Pro-Russian separatists of the self-proclaimed Donetsk People's Republic march during the Victory Day parade in Donetsk on May 9, 2016
Shakhtarsk (Ukraine) (AFP) - Pro-Russian insurgents in war-torn eastern Ukraine have staged sabre-rattling training exercises in preparation for the possible deployment of an armed international police force in rebel-held areas.
The simulated street fighting Wednesday in the rebel-controlled town of Shakhtarsk saw around 100 camouflaged fighters armed with thick metal shields training cheering crowds how to form lines to push back against advancing troops.
One rebel held up a banner reading "No to a foreign armed mission" while several others tried to overturn a car.
Kiev is pressing for an international armed police presence in the region so that it can be brought under control and seal Ukraine's porous eastern border with Russia — allegedly used by rebels to smuggle in weapons and supplies.
The Organization of Security of Co-operation in Europe (OSCE) — the group that would be responsible for policing the conflict zone — has 580 unarmed staff based in the region and recently had its mandate to monitor the shaky truce extended to the end of March 2017.
The idea of arming that mission does not sit well with the self-proclaimed "people's republics" in the industrial regions of of most Russian-speaking Lugansk and Donetsk.
- 'Repel Ukrainian junta' -
"We will repel the Ukrainian junta and the armed mission at the very border of the People's Republic of Donetsk," one camouflaged fighter who refused to give his name shouted out while a mock street revolt unfurled behind him.

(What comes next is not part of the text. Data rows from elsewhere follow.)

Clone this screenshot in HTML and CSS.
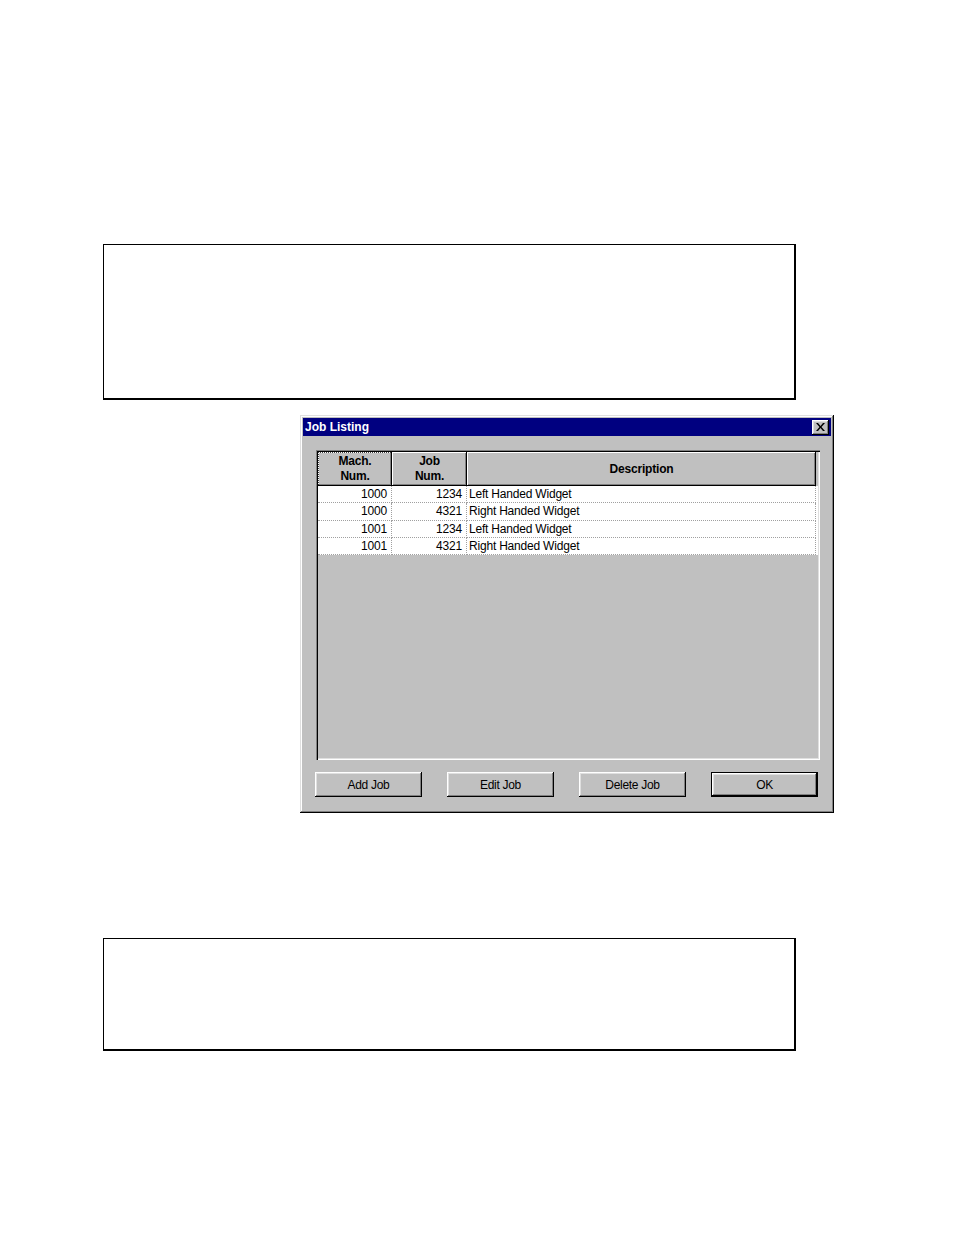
FILE: index.html
```html
<!DOCTYPE html>
<html>
<head>
<meta charset="utf-8">
<link rel="stylesheet" href="styles.css">
</head>
<body>
<div class="page">
  <div class="box box-top"></div>
  <div class="dialog">
    <div class="titlebar">
      <span class="title">Job Listing</span>
      <span class="close">
        <svg width="9" height="8" viewBox="0 0 9 8"><path d="M0 0h2l2.5 3 2.5-3h2l-3.5 4 3.5 4h-2l-2.5-3-2.5 3h-2l3.5-4z" fill="#000"/></svg>
      </span>
    </div>
    <div class="listview">
      <div class="header">
        <div class="hcell c1 focus"><span>Mach.<br>Num.</span></div>
        <div class="hcell c2"><span>Job<br>Num.</span></div>
        <div class="hcell c3"><span>Description</span></div>
      </div>
      <div class="row"><div class="cell c1 num">1000</div><div class="cell c2 num">1234</div><div class="cell c3">Left Handed Widget</div></div>
      <div class="row"><div class="cell c1 num">1000</div><div class="cell c2 num">4321</div><div class="cell c3">Right Handed Widget</div></div>
      <div class="row"><div class="cell c1 num">1001</div><div class="cell c2 num">1234</div><div class="cell c3">Left Handed Widget</div></div>
      <div class="row"><div class="cell c1 num">1001</div><div class="cell c2 num">4321</div><div class="cell c3">Right Handed Widget</div></div>
    </div>
    <div class="buttons">
      <div class="btn">Add Job</div>
      <div class="btn">Edit Job</div>
      <div class="btn">Delete Job</div>
      <div class="btn default">OK</div>
    </div>
  </div>
  <div class="box box-bottom"></div>
</div>
</body>
</html>
```
FILE: styles.css
```css
* { box-sizing: border-box; }
html, body { margin: 0; padding: 0; background: #fff; }
body { font-family: "Liberation Sans", Arial, sans-serif; font-size: 12px; color: #000; }
.page { padding-top: 244px; width: 954px; height: 1235px; }

.box {
  margin-left: 103px;
  width: 693px;
  border-top: 1px solid #000;
  border-left: 1px solid #000;
  border-right: 2px solid #000;
  border-bottom: 2px solid #000;
  background: #fff;
}
.box-top { height: 156px; }
.box-bottom { height: 113px; margin-top: 125px; }

.dialog {
  margin-top: 15px;
  margin-left: 300px;
  width: 534px;
  height: 398px;
  background: #c0c0c0;
  padding: 3px;
  box-shadow: inset -1px -1px 0 #000, inset 1px 1px 0 #dfdfdf, inset -2px -2px 0 #808080, inset 2px 2px 0 #fff;
  display: flex;
  flex-direction: column;
}
.titlebar {
  height: 18px;
  background: #000080;
  display: flex;
  align-items: center;
  justify-content: space-between;
  padding: 0 2px 0 2px;
}
.title { color: #fff; font-weight: bold; font-size: 12px; }
.close {
  width: 17px;
  height: 15px;
  background: #c0c0c0;
  box-shadow: inset -1px -1px 0 #000, inset 1px 1px 0 #fff, inset -2px -2px 0 #808080, inset 2px 2px 0 #dfdfdf;
  display: flex;
  align-items: center;
  justify-content: center;
  padding-bottom: 1px;
}
.close svg { display: block; }

.listview {
  margin: 14px 0 0 13px;
  width: 504px;
  height: 310px;
  padding: 2px;
  background: #c0c0c0;
  box-shadow: inset 1px 1px 0 #808080, inset 2px 2px 0 #000, inset -1px -1px 0 #fff, inset -2px -2px 0 #dfdfdf;
}
.header { display: flex; height: 34px; }
.c1 { width: 74px; }
.c2 { width: 75px; }
.c3 { width: 349px; }
.hcell {
  height: 34px;
  background: #c0c0c0;
  font-weight: bold;
  font-size: 12px;
  letter-spacing: -0.2px;
  line-height: 15px;
  text-align: center;
  display: flex;
  align-items: center;
  justify-content: center;
  box-shadow: inset -1px -1px 0 #000, inset 1px 1px 0 #fff, inset -2px -2px 0 #808080;
}
.hcell.focus { position: relative; }
.hcell.focus::after {
  content: "";
  position: absolute;
  left: 0; top: 0; right: 1px; bottom: 1px;
  border-left: 1px dotted #404040;
  border-top: 1px dotted #404040;
}
.row { display: flex; height: 17.25px; background: #fff; }
.cell {
  height: 17.25px;
  line-height: 16px;
  border-bottom: 1px dotted #a0a0a0;
  border-right: 1px dotted #a0a0a0;
  white-space: nowrap;
  padding: 0 2px;
  letter-spacing: -0.2px;
}
.cell.num { text-align: right; padding-right: 4px; }

.buttons {
  display: flex;
  justify-content: space-between;
  margin: 12px 0 0 12px;
  width: 503px;
}
.btn {
  width: 107px;
  height: 25px;
  background: #c0c0c0;
  display: flex;
  align-items: center;
  justify-content: center;
  font-size: 12px;
  letter-spacing: -0.3px;
  box-shadow: inset -1px -1px 0 #000, inset 1px 1px 0 #fff, inset -2px -2px 0 #808080, inset 2px 2px 0 #dfdfdf;
}
.btn.default {
  box-shadow: inset 0 0 0 1px #000, inset -2px -2px 0 #000, inset 2px 2px 0 #fff, inset -3px -3px 0 #808080, inset 3px 3px 0 #dfdfdf;
}
```
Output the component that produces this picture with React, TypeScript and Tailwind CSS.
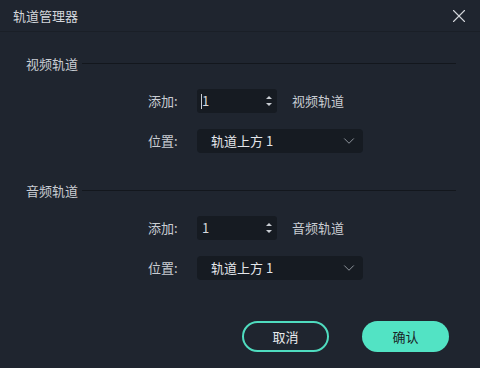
import { ChevronDown, X } from "lucide-react";

function Spinner() {
  return (
    <svg width="6" height="12" viewBox="0 0 6 12" className="text-[#c9cdd3]">
      <path d="M0 4 L3 1 L6 4 Z" fill="currentColor" />
      <path d="M0 8 L3 11 L6 8 Z" fill="currentColor" />
    </svg>
  );
}

function Section({ title, kind, caret }: { title: string; kind: string; caret?: boolean }) {
  return (
    <div>
      <div className="flex items-center pl-[26px] pr-[24px] h-[20px]">
        <span className="text-[13px] text-[#c9cdd3]">{title}</span>
        <div className="flex-1 h-px bg-[#13171d] ml-[4px] mt-[-2px]" />
      </div>
      <div className="flex flex-col gap-[16px] mt-[15px] pl-[148px]">
        <div className="flex items-center h-[24px]">
          <span className="w-[49px] text-[13px] text-[#c9cdd3]">添加:</span>
          <div className="relative w-[80px] h-[24px] bg-[#161b22] rounded-[3px] flex items-center pl-[4px] pr-[5px]">
            {caret && <div className="w-px h-[15px] bg-[#c9cdd3]" />}
            <span className={`text-[13px] text-[#d6d9de] ${caret ? "ml-0" : "ml-px"}`}>1</span>
            <div className="ml-auto">
              <Spinner />
            </div>
          </div>
          <span className="ml-[15px] text-[13px] text-[#c9cdd3]">{kind}</span>
        </div>
        <div className="flex items-center h-[24px]">
          <span className="w-[49px] text-[13px] text-[#c9cdd3]">位置:</span>
          <div className="w-[166px] h-[24px] bg-[#161b22] rounded-[4px] flex items-center pl-[14px] pr-[5px]">
            <span className="text-[13px] text-[#e4e6ea]">轨道上方 1</span>
            <ChevronDown className="ml-auto text-[#9aa0a8]" size={18} strokeWidth={1.2} />
          </div>
        </div>
      </div>
    </div>
  );
}

export default function App() {
  return (
    <div
      className="w-[480px] h-[368px] bg-[#1f252f] flex flex-col"
      style={{ fontFamily: '"Noto Sans CJK SC", "Noto Sans", sans-serif' }}
    >
      <div className="h-[32px] flex items-center pl-[13px] pr-[10px] border-b border-[#1a1f27]">
        <span className="text-[13px] text-[#d3d6db]">轨道管理器</span>
        <X className="ml-auto text-[#d3d6db]" size={22} strokeWidth={1.2} />
      </div>
      <div className="mt-[22px]">
        <Section title="视频轨道" kind="视频轨道" caret />
      </div>
      <div className="mt-[28px]">
        <Section title="音频轨道" kind="音频轨道" />
      </div>
      <div className="flex justify-end gap-[33px] pr-[31px] mt-[41px]">
        <button className="w-[87px] h-[31px] rounded-full border-2 border-[#4fdcbf] text-[13px] text-[#e8eaed]">
          取消
        </button>
        <button className="w-[87px] h-[31px] rounded-full bg-[#52e3c4] text-[13px] text-[#1a1f27]">
          确认
        </button>
      </div>
    </div>
  );
}
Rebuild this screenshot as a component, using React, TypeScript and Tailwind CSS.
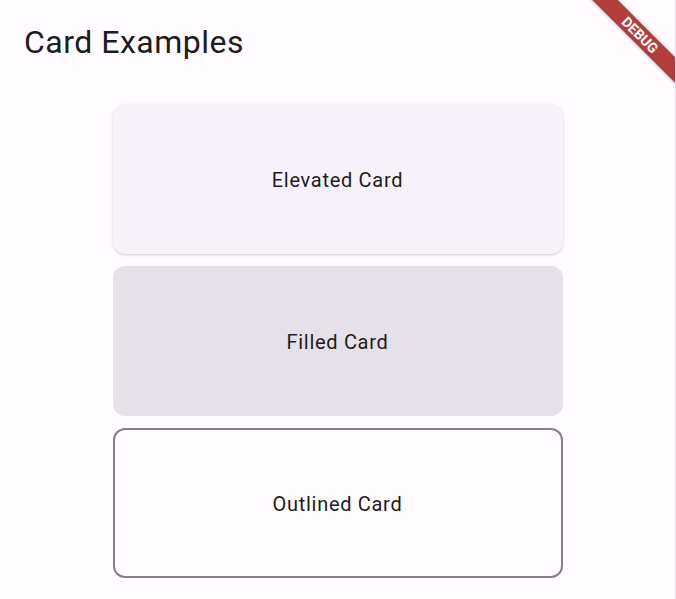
import React from "react";

const cards = [
  { label: "Elevated Card", kind: "elevated" },
  { label: "Filled Card", kind: "filled" },
  { label: "Outlined Card", kind: "outlined" },
];

const cardClass: Record<string, string> = {
  elevated:
    "bg-[#f7f2fa] shadow-[0_1px_3px_rgba(0,0,0,0.12),0_1px_2px_rgba(0,0,0,0.08)]",
  filled: "bg-[#e6e0e9]",
  outlined: "border-2 border-[#847f89]",
};

export default function App() {
  return (
    <div
      className="relative w-[676px] h-[599px] overflow-hidden bg-[#fffbfe] border-r border-[#e4e0e6] text-[#1d1b20]"
      style={{ fontFamily: "Roboto, 'Noto Sans', sans-serif" }}
    >
      {/* App bar */}
      <div className="h-[83px] flex items-center px-6">
        <h1 className="text-[32px] leading-none font-normal tracking-[0.5px]">Card Examples</h1>
      </div>

      {/* Cards */}
      <div className="flex flex-col items-center gap-3 pt-[21px]">
        {cards.map((card) => (
          <div
            key={card.kind}
            className={`w-[450px] h-[150px] rounded-xl flex items-center justify-center pt-[2px] ${cardClass[card.kind]}`}
          >
            <span className="text-[20px] tracking-[0.7px]">{card.label}</span>
          </div>
        ))}
      </div>

      {/* Debug banner */}
      <div className="absolute left-[560px] top-[26px] w-[160px] h-[18px] rotate-45 bg-[#b33c3c] shadow-[0_0_4px_rgba(0,0,0,0.3)] flex items-center justify-center">
        <span className="text-white text-[14px] font-bold leading-none">
          DEBUG
        </span>
      </div>
    </div>
  );
}
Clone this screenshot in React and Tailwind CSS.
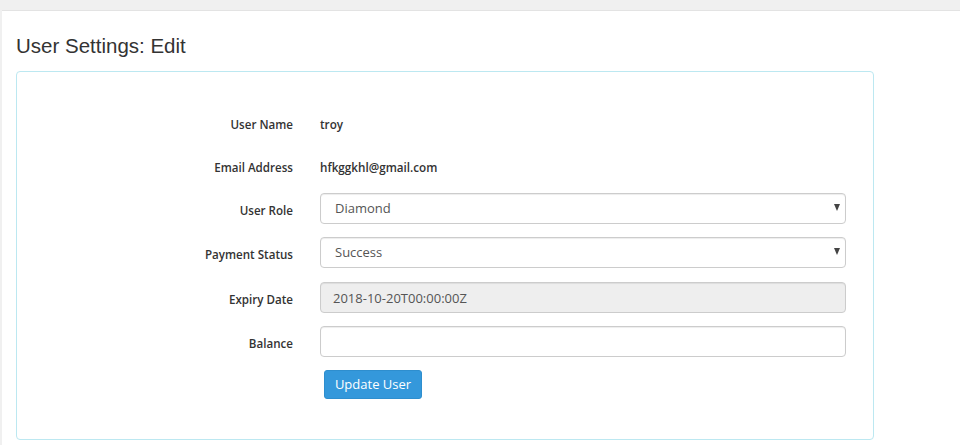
import React, { useState } from 'react';

const labelCls = "w-[276px] shrink-0 text-right text-[11.6px] font-semibold text-[#333] leading-[16px]";
const valueCls = "ml-[27px] text-[11.7px] font-semibold text-[#333]";
const fieldCls = "w-[526px] h-[31px] border border-[#ccc] rounded-[4px] px-[12px] text-[13px] text-[#555] shadow-[inset_0_1px_1px_rgba(0,0,0,0.075)] outline-none";

function SelectField({ value, options, onChange }) {
  return (
    <div className="relative w-[526px]">
      <select
        value={value}
        onChange={e => onChange(e.target.value)}
        className={fieldCls + " appearance-none bg-white pl-[14px]"}
      >
        {options.map(o => <option key={o} value={o}>{o}</option>)}
      </select>
      <span className="absolute right-[6px] top-[11px] w-0 h-0 border-l-[3.5px] border-r-[3.5px] border-t-[7px] border-l-transparent border-r-transparent border-t-[#444] pointer-events-none"></span>
    </div>
  );
}

export default function App() {
  const [role, setRole] = useState('Diamond');
  const [status, setStatus] = useState('Success');
  const [balance, setBalance] = useState('');

  return (
    <div className="min-h-screen bg-[#f0f0f0] pt-[10px] pl-[2px]" style={{ fontFamily: '"Open Sans", sans-serif' }}>
      <div className="bg-white border-t border-[#e3e3e3] min-h-[435px] pl-[14px] pt-[20px]">
        <h1 className="text-[20.5px] leading-[30px] text-[#333] font-normal mb-[10px]" style={{ fontFamily: '"Liberation Sans", Arial, sans-serif' }}>
          User Settings: Edit
        </h1>

        <div className="w-[858px] h-[369px] border border-[#bce8f1] rounded-[4px] pt-[37px]">
          {/* text rows */}
          <div className="flex items-center h-[31px] mb-[12px]">
            <span className={labelCls}>User Name</span>
            <span className={valueCls}>troy</span>
          </div>
          <div className="flex items-center h-[31px] mb-[10px]">
            <span className={labelCls}>Email Address</span>
            <span className={valueCls}>hfkggkhl@gmail.com</span>
          </div>

          {/* field rows */}
          <div className="flex items-start mb-[13px]">
            <span className={labelCls + " pt-[10px]"}>User Role</span>
            <div className="ml-[27px]">
              <SelectField value={role} onChange={setRole} options={['Diamond', 'Gold', 'Silver', 'Free']} />
            </div>
          </div>
          <div className="flex items-start mb-[14px]">
            <span className={labelCls + " pt-[10px]"}>Payment Status</span>
            <div className="ml-[27px]">
              <SelectField value={status} onChange={setStatus} options={['Success', 'Pending', 'Failed']} />
            </div>
          </div>
          <div className="flex items-start mb-[13px]">
            <span className={labelCls + " pt-[10px]"}>Expiry Date</span>
            <input
              type="text"
              disabled
              value="2018-10-20T00:00:00Z"
              className={fieldCls + " ml-[27px] bg-[#eee]"}
            />
          </div>
          <div className="flex items-start mb-[13px]">
            <span className={labelCls + " pt-[10px]"}>Balance</span>
            <input
              type="text"
              value={balance}
              onChange={e => setBalance(e.target.value)}
              className={fieldCls + " ml-[27px] bg-white"}
            />
          </div>

          <div className="flex">
            <button className="ml-[307px] w-[98px] h-[29px] bg-[#3498db] border border-[#2e8ece] rounded-[3px] text-white text-[13px] leading-none">
              Update User
            </button>
          </div>
        </div>
      </div>
    </div>
  );
}
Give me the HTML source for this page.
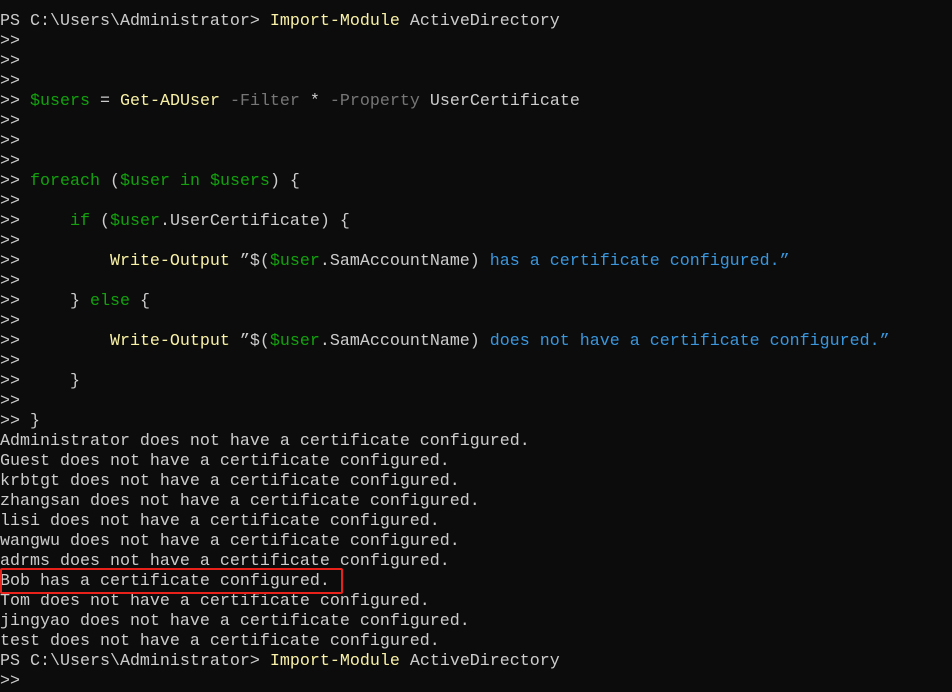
<!DOCTYPE html>
<html><head><meta charset="utf-8"><style>
html,body{margin:0;padding:0;background:#0c0c0c;width:952px;height:691px;overflow:hidden}
pre{margin:0;position:absolute;left:0;top:12px;font-family:"Liberation Mono","Noto Sans CJK SC",monospace;font-size:16.67px;line-height:20px;color:#cccccc;white-space:pre}
.y{color:#f9f1a5}.g{color:#13a10e}.d{color:#767676}.b{color:#3a96dd}
.box{position:absolute;left:0;top:568px;width:339px;height:22px;border:2px solid #e8211a;border-radius:2px;box-sizing:content-box}
</style></head><body>
<pre>PS C:\Users\Administrator&gt; <span class="y">Import-Module</span> ActiveDirectory
&gt;&gt;
&gt;&gt;
&gt;&gt;
&gt;&gt; <span class="g">$users</span> = <span class="y">Get-ADUser</span> <span class="d">-Filter</span> * <span class="d">-Property</span> UserCertificate
&gt;&gt;
&gt;&gt;
&gt;&gt;
&gt;&gt; <span class="g">foreach</span> (<span class="g">$user</span> <span class="g">in</span> <span class="g">$users</span>) {
&gt;&gt;
&gt;&gt;     <span class="g">if</span> (<span class="g">$user</span>.UserCertificate) {
&gt;&gt;
&gt;&gt;         <span class="y">Write-Output</span> ”$(<span class="g">$user</span>.SamAccountName) <span class="b">has a certificate configured.”</span>
&gt;&gt;
&gt;&gt;     } <span class="g">else</span> {
&gt;&gt;
&gt;&gt;         <span class="y">Write-Output</span> ”$(<span class="g">$user</span>.SamAccountName) <span class="b">does not have a certificate configured.”</span>
&gt;&gt;
&gt;&gt;     }
&gt;&gt;
&gt;&gt; }
Administrator does not have a certificate configured.
Guest does not have a certificate configured.
krbtgt does not have a certificate configured.
zhangsan does not have a certificate configured.
lisi does not have a certificate configured.
wangwu does not have a certificate configured.
adrms does not have a certificate configured.
Bob has a certificate configured.
Tom does not have a certificate configured.
jingyao does not have a certificate configured.
test does not have a certificate configured.
PS C:\Users\Administrator&gt; <span class="y">Import-Module</span> ActiveDirectory
&gt;&gt;</pre>
<div class="box"></div>
</body></html>
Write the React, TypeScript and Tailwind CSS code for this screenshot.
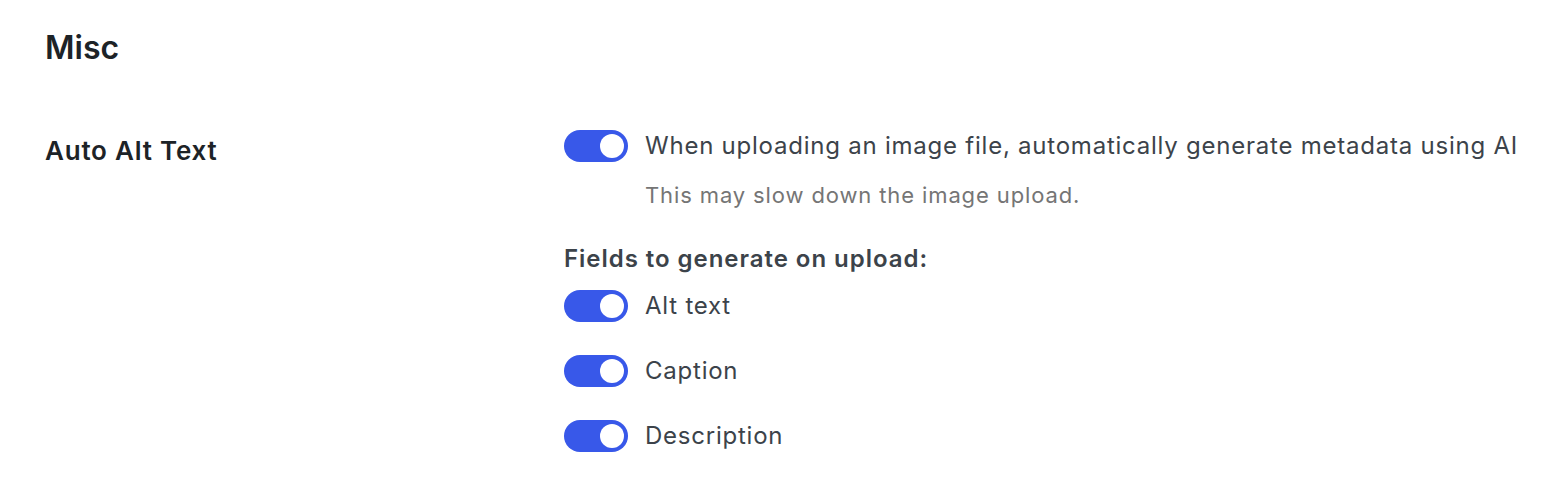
function Toggle() {
  return (
    <span className="relative inline-flex h-[32px] w-[64px] shrink-0 items-center rounded-full bg-[#3858e9]">
      <span className="absolute right-[4px] top-[4px] h-[24px] w-[24px] rounded-full bg-white" />
    </span>
  );
}

function ToggleRow({ label }: { label: string }) {
  return (
    <label className="flex items-center gap-[17px]">
      <Toggle />
      <span className="text-[24px] leading-[32px] tracking-[0.032em] text-[#3c434a]">{label}</span>
    </label>
  );
}

export default function App() {
  return (
    <div className="min-h-screen bg-white pl-[45px] pt-[28px] font-['Inter','Liberation_Sans',sans-serif] antialiased">
      <h2 className="text-[32px] leading-[40px] font-semibold text-[#1d2327]">Misc</h2>

      <div className="mt-[62px] flex">
        <div className="w-[519px] shrink-0 pt-[4px]">
          <h3 className="text-[26px] leading-[34px] font-semibold tracking-[0.03em] text-[#1d2327]">Auto Alt Text</h3>
        </div>

        <div className="flex flex-col">
          <ToggleRow label="When uploading an image file, automatically generate metadata using AI" />
          <p className="mt-[18px] pl-[81px] text-[22px] leading-[30px] tracking-[0.04em] text-[#757575]">
            This may slow down the image upload.
          </p>

          <p className="mt-[33px] text-[24px] leading-[32px] font-semibold tracking-[0.04em] text-[#3c434a]">
            Fields to generate on upload:
          </p>
          <div className="mt-[15px] flex flex-col gap-[33px]">
            <ToggleRow label="Alt text" />
            <ToggleRow label="Caption" />
            <ToggleRow label="Description" />
          </div>
        </div>
      </div>
    </div>
  );
}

A separate exercise saw about 1,000 civilians get into a fight with the imitation OSCE force in order to disarm them.
They pelted them with bottles of water and rocks and eventually succeeded in taking control of an insurgent tank that was playing the role of an OSCE tank vehicle.
The OSCE press office tried to calm the waters by noting that no decision on arming their monitors was imminent and would need prior approval from the European security body's 57 members.
One of those is Russia — a former superpower that views Ukraine's aspiration to one day join the European Union with a great degree of rancour.
Kremlin spokesman Dmitry Peskov has said it would be possible for OSCE members to carry pistols for self-defence in some cases, but has never endorsed fully arming the mission.
The pro-EU government in Kiev accuses Russia of backing the militias in a conflict that has plunged Moscow's relations with the West to a post-Cold War low and complicated the resolution of other urgent matters such as the Syrian war.
Russia denies any direct involvement in a 27-month war that has claimed nearly 9,500 lives.
But it admits that volunteer and off-duty soldiers have fought alongside the rebels and defends the separatists' position at global venues such as the United Nations.
Ukraine's call for an armed mission has found little support among its Western allies or the OSCE itself — a monitoring body that has no experience in performing police missions.
"People have the right to express their position," the OSCE press office told AFP in a comment on the demonstration by rebel forces.
"And we are always ready to discuss their problems," the OSCE office added.